In motion, the Stelvio’s low center of gravity and relatively minimalist bodywork belie its portly 598 pound curb weight. And while a comparably-equipped 1200 GS undercuts the 1200 NTX by nearly 100lbs, the Moto Guzzi can match the BMW step-for-step when it comes to braking performance, road holding, and, believe it or not, urban maneuverability.
The Stelvio offers one of the finest suspension setups in its category. The standard Marzocchi fork and Sachs rear shock work together harmoniously to soak up the rough stuff while preserving a high degree of road feel. When the pavement ends, however, the Stelvio is a mixed bag. Its comparatively low ground clearance and extreme poundage proved to be a handful in precarious off-road situation like tight switchbacks and rocky terrain.
If your terrafirma excursions consist mainly of manicured fire roads, the Stelvio will suffice. There’s no heavy-handed intervention from the standard traction control system, though it can be deactivated via the instrument cluster. And regardless of the road surface, the 105-horsepower, 1,151 cc mill produces most of its torque from about 2,500 rpm, making the Stelvio easy to lug in lower gears.
Acceleration and overall refinement are the areas in which the BMW reigns supreme. The Stelvio is by no means a slouch in a straight-line, but the GS boasts a superior power-to-weight ratio along with a smoother, more linear power delivery. Additionally, the numerous vibration attenuation measures made to the latest Stelvio haven’t gone far enough. Even at highway speeds, the Moto Guzzi vibrates noticeably more than both the BMW GS and Yamaha Super Ténéré ES. Stelvio riders are also subjected to a considerable amount of radiant heat emanating from the left side of the bike.
At the end of the day, the Stelvio effectively muscled its way - albeit perilously - through all 11 miles of Jasper Trail’s rock gardens, moguls, and high-speed sweepers. Suffice it to say, this was an extreme test designed to reveal the Stelvio’s limitations. Therefore, the Stelvio is more than capable of dispatching fire roads and access trails with total aplomb.

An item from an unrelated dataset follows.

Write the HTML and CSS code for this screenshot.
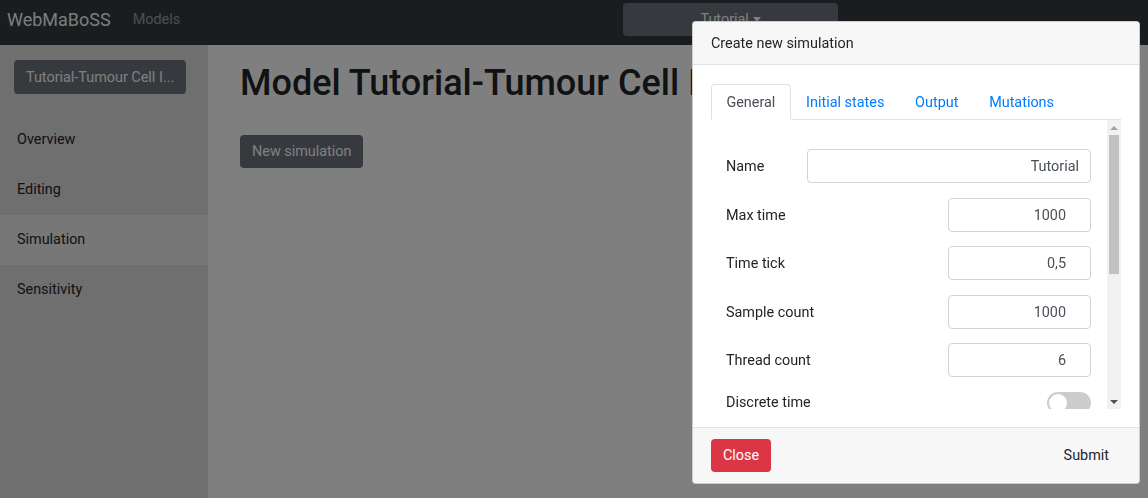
FILE: index.html
```html
<!DOCTYPE html>
<html lang="en">
<head>
<meta charset="utf-8">
<title>WebMaBoSS</title>
<link rel="stylesheet" href="styles.css">
</head>
<body>
<nav class="navbar">
  <a class="brand">WebMaBoSS</a>
  <a class="nav-link">Models</a>
  <button class="project-btn">Tutorial<span class="caret"></span></button>
</nav>
<div class="layout">
  <aside class="sidebar">
    <button class="model-btn">Tutorial-Tumour Cell I...</button>
    <ul class="side-nav">
      <li>Overview</li>
      <li>Editing</li>
      <li class="active">Simulation</li>
      <li>Sensitivity</li>
    </ul>
  </aside>
  <main class="main">
    <h1 class="title">Model Tutorial-Tumour Cell Invasion</h1>
    <button class="new-sim">New simulation</button>
  </main>
</div>
<div class="backdrop"></div>
<div class="modal">
  <div class="modal-header">Create new simulation</div>
  <div class="modal-body">
    <ul class="tabs">
      <li class="tab active">General</li>
      <li class="tab">Initial states</li>
      <li class="tab">Output</li>
      <li class="tab">Mutations</li>
    </ul>
    <div class="tab-pane">
      <div class="scroll-content">
        <div class="row"><label>Name</label><input class="field field-wide" type="text" value="Tutorial"></div>
        <div class="row"><label>Max time</label><input class="field field-num" type="text" value="1000"></div>
        <div class="row"><label>Time tick</label><input class="field field-num" type="text" value="0,5"></div>
        <div class="row"><label>Sample count</label><input class="field field-num" type="text" value="1000"></div>
        <div class="row"><label>Thread count</label><input class="field field-num" type="text" value="6"></div>
        <div class="row row-toggle"><label>Discrete time</label><span class="toggle"><span class="knob"></span></span></div>
      </div>
      <div class="scrollbar">
        <span class="sb-btn"><span class="tri-up"></span></span>
        <span class="thumb"></span>
        <span class="sb-space"></span>
        <span class="sb-btn"><span class="tri-down"></span></span>
      </div>
    </div>
  </div>
  <div class="modal-footer">
    <button class="btn-close">Close</button>
    <button class="btn-submit">Submit</button>
  </div>
</div>
</body>
</html>
```

FILE: styles.css
```css
* { box-sizing: border-box; }
html, body {
  margin: 0;
  height: 100%;
  overflow: hidden;
}
body {
  font-family: Roboto, "Liberation Sans", sans-serif;
  font-size: 14.4px;
  line-height: 1.5;
  color: #212529;
  background: #fff;
}
button {
  font-family: inherit;
  font-size: 14.4px;
  border: none;
  cursor: pointer;
}
ul { list-style: none; margin: 0; padding: 0; }

/* navbar */
.navbar {
  height: 45px;
  background: #343a40;
  display: flex;
  align-items: flex-start;
  padding: 3px 7px 0;
}
.brand {
  color: #f8f9fa;
  font-size: 18px;
  line-height: 33px;
}
.nav-link {
  color: rgba(255, 255, 255, 0.5);
  line-height: 33px;
  margin-left: 22px;
}
.project-btn {
  margin-left: 443px;
  width: 215px;
  height: 33px;
  background: #6c757d;
  color: #fff;
  border-radius: 4px;
  display: flex;
  align-items: center;
  justify-content: center;
}
.caret {
  display: inline-block;
  margin-left: 4px;
  border-left: 4.5px solid transparent;
  border-right: 4.5px solid transparent;
  border-top: 5px solid #fff;
}

/* layout */
.layout {
  display: flex;
  height: calc(100% - 45px);
}
.sidebar {
  width: 208px;
  flex: none;
  background: #dedede;
  padding-top: 15px;
}
.model-btn {
  margin-left: 14px;
  width: 172px;
  height: 34px;
  background: #6c757d;
  color: #fff;
  border-radius: 4px;
  text-align: left;
  padding: 0 12px;
  white-space: nowrap;
  overflow: hidden;
}
.side-nav {
  margin-top: 21px;
}
.side-nav li {
  height: 50px;
  line-height: 50px;
  padding-left: 17px;
  color: #212529;
}
.side-nav li.active {
  background: #eeeeee;
}
.main {
  flex: 1;
  background: #fff;
  padding: 0 32px;
  overflow: hidden;
}
.title {
  margin: 17px 0 0;
  font-size: 36px;
  font-weight: 500;
  line-height: 1.2;
  white-space: nowrap;
}
.new-sim {
  margin-top: 30px;
  height: 33px;
  padding: 0 12px;
  background: #6c757d;
  color: #fff;
  border-radius: 4px;
}

/* backdrop + modal */
.backdrop {
  position: fixed;
  inset: 0;
  background: rgba(0, 0, 0, 0.5);
}
.modal {
  position: fixed;
  top: 21px;
  left: 692px;
  width: 448px;
  height: 463px;
  background: #fff;
  border: 1px solid rgba(0, 0, 0, 0.2);
  border-radius: 4px;
  display: flex;
  flex-direction: column;
  overflow: hidden;
}
.modal-header {
  background: #f7f7f7;
  border-bottom: 1px solid #dee2e6;
  height: 43px;
  line-height: 42px;
  padding: 1px 18px 0;
}
.modal-body {
  padding: 19px 18px 17px;
}
.tabs {
  display: flex;
  border-bottom: 1px solid #dee2e6;
}
.tab {
  padding: 8px 14.4px 6px;
  line-height: 20px;
  border: 1px solid transparent;
  border-top-left-radius: 4px;
  border-top-right-radius: 4px;
  margin-bottom: -1px;
  color: #007bff;
}
.tab.active {
  color: #495057;
  border-color: #dee2e6 #dee2e6 #fff;
  background: #fff;
}
.tab-pane {
  display: flex;
  height: 289px;
}
.scroll-content {
  flex: 1;
  overflow: hidden;
  padding: 29px 16px 0 15px;
}
.row {
  display: flex;
  align-items: center;
  justify-content: space-between;
  height: 34px;
  margin-bottom: 14.5px;
}
.row label {
  padding-top: 2px;
}
.row-toggle {
  height: 22px;
  margin-top: 1px;
}
.row-toggle label {
  padding-top: 0;
  line-height: 16px;
}
.field {
  height: 34px;
  border: 1px solid #ced4da;
  border-radius: 4px;
  font-family: inherit;
  font-size: 14.4px;
  color: #495057;
  text-align: right;
  padding: 1px 11px 0;
  background: #fff;
}
.field-wide { width: 284px; }
.field-num { width: 143px; padding-right: 24px; }
.toggle {
  width: 44px;
  height: 22px;
  border-radius: 11px;
  background: #cccccc;
  display: flex;
  align-items: center;
  padding: 0 2px;
}
.knob {
  width: 18px;
  height: 18px;
  border-radius: 50%;
  background: #fff;
}
.scrollbar {
  width: 14px;
  flex: none;
  background: #f1f1f1;
  display: flex;
  flex-direction: column;
  align-items: center;
}
.sb-btn {
  height: 15px;
  width: 14px;
  display: flex;
  align-items: center;
  justify-content: center;
}
.tri-up {
  border-left: 4px solid transparent;
  border-right: 4px solid transparent;
  border-bottom: 4px solid #a3a3a3;
}
.tri-down {
  border-left: 4px solid transparent;
  border-right: 4px solid transparent;
  border-top: 4px solid #505050;
}
.thumb {
  width: 10px;
  height: 139px;
  background: #c1c1c1;
}
.sb-space { flex: 1; }
.modal-footer {
  margin-top: auto;
  background: #f7f7f7;
  border-top: 1px solid #dee2e6;
  display: flex;
  justify-content: space-between;
  align-items: center;
  padding: 11px 19px 11px 18px;
}
.btn-close {
  height: 33px;
  padding: 0 12px;
  background: #dc3545;
  color: #fff;
  border-radius: 4px;
}
.btn-submit {
  height: 33px;
  padding: 0 11px;
  background: transparent;
  color: #212529;
}
```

Based on real-world fuel economy figures, the Stelvio’s newly standard 8.5-gallon fuel tank delivered approximately 320 miles of range during highway riding (39.6 mpg) and right around 270 miles with a near-50/50 mix of city/highway riding (32.1 mpg).
Starting at $15,990, the 2014 Moto Guzzi Stelvio 1200 NTX checks in right around $2,000 under the BMW R 1200 GS Adventure and about $300 over the Triumph Tiger Explorer. Yamaha’s Super Ténéré ES shares a similar opening price with the Stelvio. A fully-optioned Stelvio NTX fitted with accessories like an aluminum top box, heated grips, panniers, and an anti-theft system rings in at $17,000, while a similarly-equipped 1200 GS Adventure will set you back roughly $21,300.
Other than revised graphics and a new Amazon Green paint scheme (not available in Canada), the ’14 Stelvio carries over unchanged.
Though I was willing to overlook the Stelvio’s middling nighttime illumination and lack of a proper gear indicator, the merciless radiant heat and excessive vibration detracted from what could have been a brilliantly well-rounded package.
Cruising range is crucial with any adventure bike, and the Stelvio demonstrated it could deliver a bladder-busting 320 miles between fill-ups. Combined with exceptional ergonomics and unexpected standard equipment like traction control, ABS, hand guards and aluminum panniers, the Stelvio makes a worthy alternative to such established entrants from BMW, Yamaha, and KTM. What’s more, the Stelvio’s sub-$16,000 sticker price hits a sweet spot between the category’s major players.